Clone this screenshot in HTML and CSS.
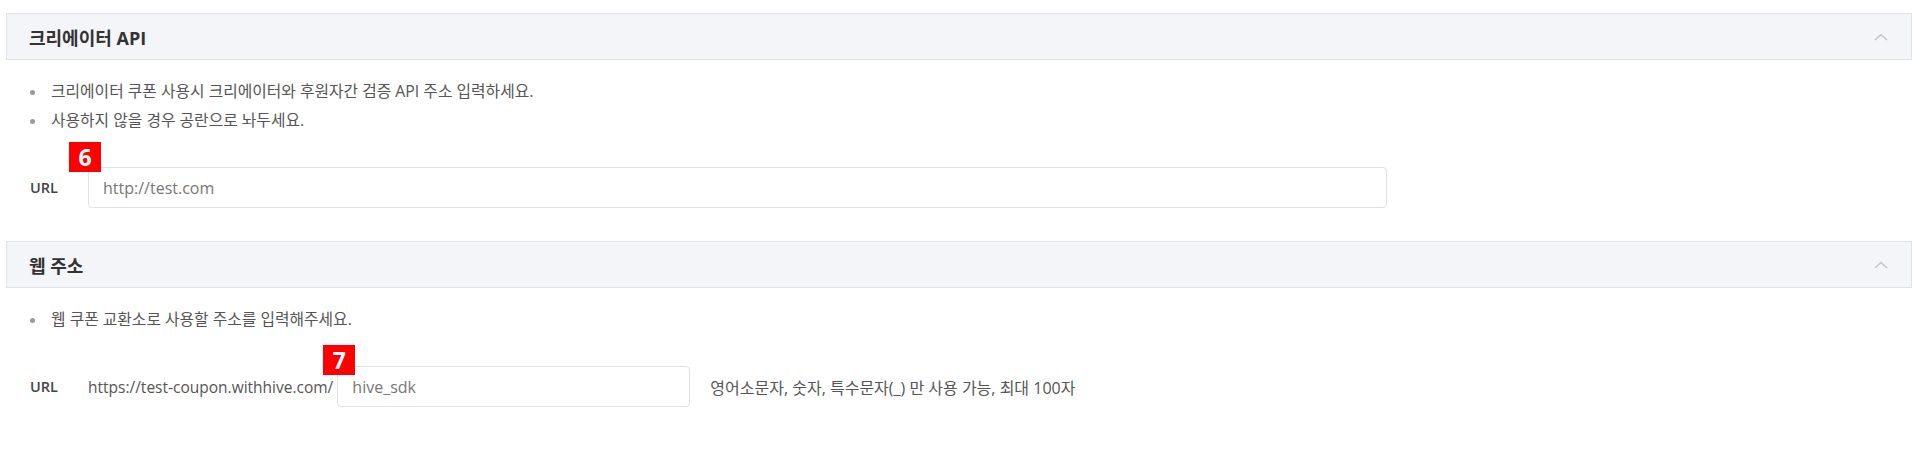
FILE: index.html
```html
<!DOCTYPE html>
<html lang="ko">
<head>
<meta charset="utf-8">
<title>크리에이터 API</title>
<link rel="stylesheet" href="styles.css">
</head>
<body>
<div class="page">
  <section class="section">
    <div class="section-head">
      <h2 class="section-title">크리에이터 API</h2>
      <svg class="chevron" width="14" height="8" viewBox="0 0 14 8"><polyline points="1,7 7,1.5 13,7" fill="none" stroke="#c4c6cb" stroke-width="1.6"/></svg>
    </div>
    <div class="section-body">
      <ul class="notes">
        <li>크리에이터 쿠폰 사용시 크리에이터와 후원자간 검증 API 주소 입력하세요.</li>
        <li>사용하지 않을 경우 공란으로 놔두세요.</li>
      </ul>
      <div class="field-row">
        <span class="field-label">URL</span>
        <div class="input-wrap">
          <input class="text-input wide" type="text" value="http://test.com">
          <span class="badge badge-a">6</span>
        </div>
      </div>
    </div>
  </section>
  <section class="section">
    <div class="section-head">
      <h2 class="section-title">웹 주소</h2>
      <svg class="chevron" width="14" height="8" viewBox="0 0 14 8"><polyline points="1,7 7,1.5 13,7" fill="none" stroke="#c4c6cb" stroke-width="1.6"/></svg>
    </div>
    <div class="section-body">
      <ul class="notes">
        <li>웹 쿠폰 교환소로 사용할 주소를 입력해주세요.</li>
      </ul>
      <div class="field-row field-row-prefixed">
        <span class="field-label">URL</span>
        <span class="prefix">https://test-coupon.withhive.com/</span>
        <div class="input-wrap">
          <input class="text-input narrow" type="text" value="hive_sdk">
          <span class="badge badge-b">7</span>
        </div>
        <span class="hint">영어소문자, 숫자, 특수문자(_) 만 사용 가능, 최대 100자</span>
      </div>
    </div>
  </section>
</div>
</body>
</html>
```

FILE: styles.css
```css
* { box-sizing: border-box; }

body {
  margin: 0;
  background: #fff;
  font-family: "Open Sans", "Noto Sans CJK KR", sans-serif;
  color: #555;
  font-size: 15.8px;
}

.page {
  padding: 13px 4px 0 6px;
}

.section-head {
  height: 47px;
  border: 1px solid #e2e3e7;
  background: #f4f5f8;
  display: flex;
  align-items: center;
  justify-content: space-between;
  padding: 0 23px 0 22px;
}

.section-title {
  margin: 0;
  font-size: 18px;
  font-weight: 700;
  color: #333;
  line-height: 1;
  padding-top: 2px;
}

.chevron { display: block; }

.section-body {
  padding: 17px 0 33px 24px;
}

.notes {
  list-style: none;
  margin: 0 0 32px;
  padding: 0;
}

.notes li {
  position: relative;
  padding-left: 21px;
  line-height: 29px;
  font-size: 15.8px;
  color: #555;
}

.notes li::before {
  content: "";
  position: absolute;
  left: 0;
  top: 13px;
  width: 5px;
  height: 5px;
  border-radius: 50%;
  background: #9a9a9a;
}

.field-row {
  display: flex;
  align-items: center;
}

.field-row-prefixed {
  margin-top: 6px;
}

.field-label {
  width: 58px;
  flex: none;
  font-size: 14.5px;
  font-weight: 600;
  color: #444;
}

.prefix {
  font-size: 15.5px;
  color: #555;
  margin-right: 4px;
  white-space: nowrap;
}

.input-wrap {
  position: relative;
  flex: none;
}

.text-input {
  display: block;
  height: 41px;
  border: 1px solid #e1e2e5;
  border-radius: 4px;
  padding: 0 14px;
  font-family: "Open Sans", "Noto Sans CJK KR", sans-serif;
  font-size: 16px;
  color: #777;
  background: #fff;
  outline: none;
}

.text-input.wide { width: 1299px; }
.text-input.narrow { width: 353px; }

.hint {
  margin-left: 20px;
  font-size: 16px;
  color: #555;
  white-space: nowrap;
}

.badge {
  position: absolute;
  width: 32px;
  height: 30px;
  background: #ff0000;
  color: #fff;
  font-family: "Open Sans", sans-serif;
  font-weight: 700;
  font-size: 23px;
  line-height: 30px;
  text-align: center;
}

.badge-a { left: -19px; top: -25px; }
.badge-b { left: -14px; top: -21px; }
```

________

Every line of text is to be repeated exactly; pictures are left out.

Clone this screenshot in HTML and CSS.
FILE: index.html
```html
<!DOCTYPE html>
<html lang="ko">
<head>
<meta charset="utf-8">
<title>크리에이터 API</title>
<link rel="stylesheet" href="styles.css">
</head>
<body>
<div class="page">
  <section class="section">
    <div class="section-head">
      <h2 class="section-title">크리에이터 API</h2>
      <svg class="chevron" width="14" height="8" viewBox="0 0 14 8"><polyline points="1,7 7,1.5 13,7" fill="none" stroke="#c4c6cb" stroke-width="1.6"/></svg>
    </div>
    <div class="section-body">
      <ul class="notes">
        <li>크리에이터 쿠폰 사용시 크리에이터와 후원자간 검증 API 주소 입력하세요.</li>
        <li>사용하지 않을 경우 공란으로 놔두세요.</li>
      </ul>
      <div class="field-row">
        <span class="field-label">URL</span>
        <div class="input-wrap">
          <input class="text-input wide" type="text" value="http://test.com">
          <span class="badge badge-a">6</span>
        </div>
      </div>
    </div>
  </section>
  <section class="section">
    <div class="section-head">
      <h2 class="section-title">웹 주소</h2>
      <svg class="chevron" width="14" height="8" viewBox="0 0 14 8"><polyline points="1,7 7,1.5 13,7" fill="none" stroke="#c4c6cb" stroke-width="1.6"/></svg>
    </div>
    <div class="section-body">
      <ul class="notes">
        <li>웹 쿠폰 교환소로 사용할 주소를 입력해주세요.</li>
      </ul>
      <div class="field-row field-row-prefixed">
        <span class="field-label">URL</span>
        <span class="prefix">https://test-coupon.withhive.com/</span>
        <div class="input-wrap">
          <input class="text-input narrow" type="text" value="hive_sdk">
          <span class="badge badge-b">7</span>
        </div>
        <span class="hint">영어소문자, 숫자, 특수문자(_) 만 사용 가능, 최대 100자</span>
      </div>
    </div>
  </section>
</div>
</body>
</html>
```

FILE: styles.css
```css
* { box-sizing: border-box; }

body {
  margin: 0;
  background: #fff;
  font-family: "Open Sans", "Noto Sans CJK KR", sans-serif;
  color: #555;
  font-size: 15.8px;
}

.page {
  padding: 13px 4px 0 6px;
}

.section-head {
  height: 47px;
  border: 1px solid #e2e3e7;
  background: #f4f5f8;
  display: flex;
  align-items: center;
  justify-content: space-between;
  padding: 0 23px 0 22px;
}

.section-title {
  margin: 0;
  font-size: 18px;
  font-weight: 700;
  color: #333;
  line-height: 1;
  padding-top: 2px;
}

.chevron { display: block; }

.section-body {
  padding: 17px 0 33px 24px;
}

.notes {
  list-style: none;
  margin: 0 0 32px;
  padding: 0;
}

.notes li {
  position: relative;
  padding-left: 21px;
  line-height: 29px;
  font-size: 15.8px;
  color: #555;
}

.notes li::before {
  content: "";
  position: absolute;
  left: 0;
  top: 13px;
  width: 5px;
  height: 5px;
  border-radius: 50%;
  background: #9a9a9a;
}

.field-row {
  display: flex;
  align-items: center;
}

.field-row-prefixed {
  margin-top: 6px;
}

.field-label {
  width: 58px;
  flex: none;
  font-size: 14.5px;
  font-weight: 600;
  color: #444;
}

.prefix {
  font-size: 15.5px;
  color: #555;
  margin-right: 4px;
  white-space: nowrap;
}

.input-wrap {
  position: relative;
  flex: none;
}

.text-input {
  display: block;
  height: 41px;
  border: 1px solid #e1e2e5;
  border-radius: 4px;
  padding: 0 14px;
  font-family: "Open Sans", "Noto Sans CJK KR", sans-serif;
  font-size: 16px;
  color: #777;
  background: #fff;
  outline: none;
}

.text-input.wide { width: 1299px; }
.text-input.narrow { width: 353px; }

.hint {
  margin-left: 20px;
  font-size: 16px;
  color: #555;
  white-space: nowrap;
}

.badge {
  position: absolute;
  width: 32px;
  height: 30px;
  background: #ff0000;
  color: #fff;
  font-family: "Open Sans", sans-serif;
  font-weight: 700;
  font-size: 23px;
  line-height: 30px;
  text-align: center;
}

.badge-a { left: -19px; top: -25px; }
.badge-b { left: -14px; top: -21px; }
```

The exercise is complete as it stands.